Think about the problem.
Bruteforce the way you tried is obviously not a good idea.
You should come up with something better...
Isn't there any method how to use some nice prime factorization method to speed up the computation? Isn't there any recursion pattern? Try to find something...
One simple optimization that you can carry out is that there will be many repeated factors in the numbers.
So first estimate in how many numbers would 1 be a factor ( all N numbers ).
In how many numbers would 2 be a factor ( N/2 ).
...
Similarly for others.
Just multiply their squares with their frequency.
Time complexity shall then straight-away reduce to O(N)
There are obvious microoptimizations such as ++i rather than i++ or getting floor(sqrt(n)) out of the loop (these are two floating point operations which are really expensive compared to other integer operation in the loop), and calculting n/i only once (use a dummy variable for it and then calculate the square of the dummy).
There are also rather obvious simplifications in the algorithm. For example SIGMA2(i) = SIGMA2(i-1) + sigma2(i). But do not use recursion since you need a really huge number, this would not work and your stack memory would be exhausted. Use loop instead of recursion. There is a huge potential for improvement.
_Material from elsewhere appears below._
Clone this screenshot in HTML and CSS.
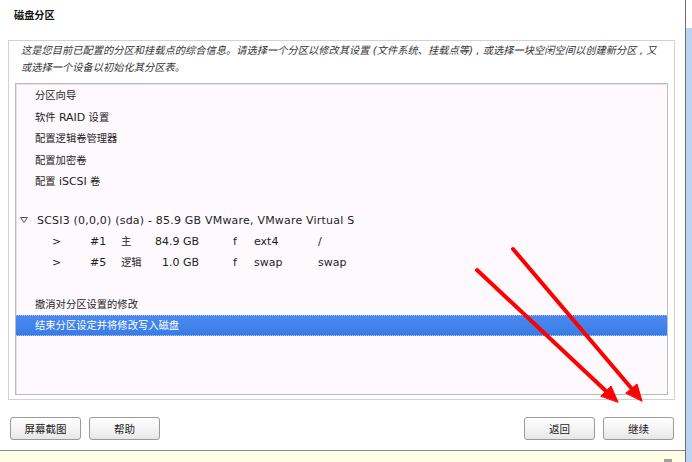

And well, there is a bigger problem - 10^15 has 15 digits. This number squared has 30 digits. There is no way you can store this into unsigned long long, which has I think about 20 digits. So you need to employ somehow the modulo 10^9 (the end of the assignment) and get additional space for your calculations...
And when using brute force, print out the temporary result every milion number for example to give you idea how fast you are approaching to the final result. Waiting 10 minutes blindly is not a good idea.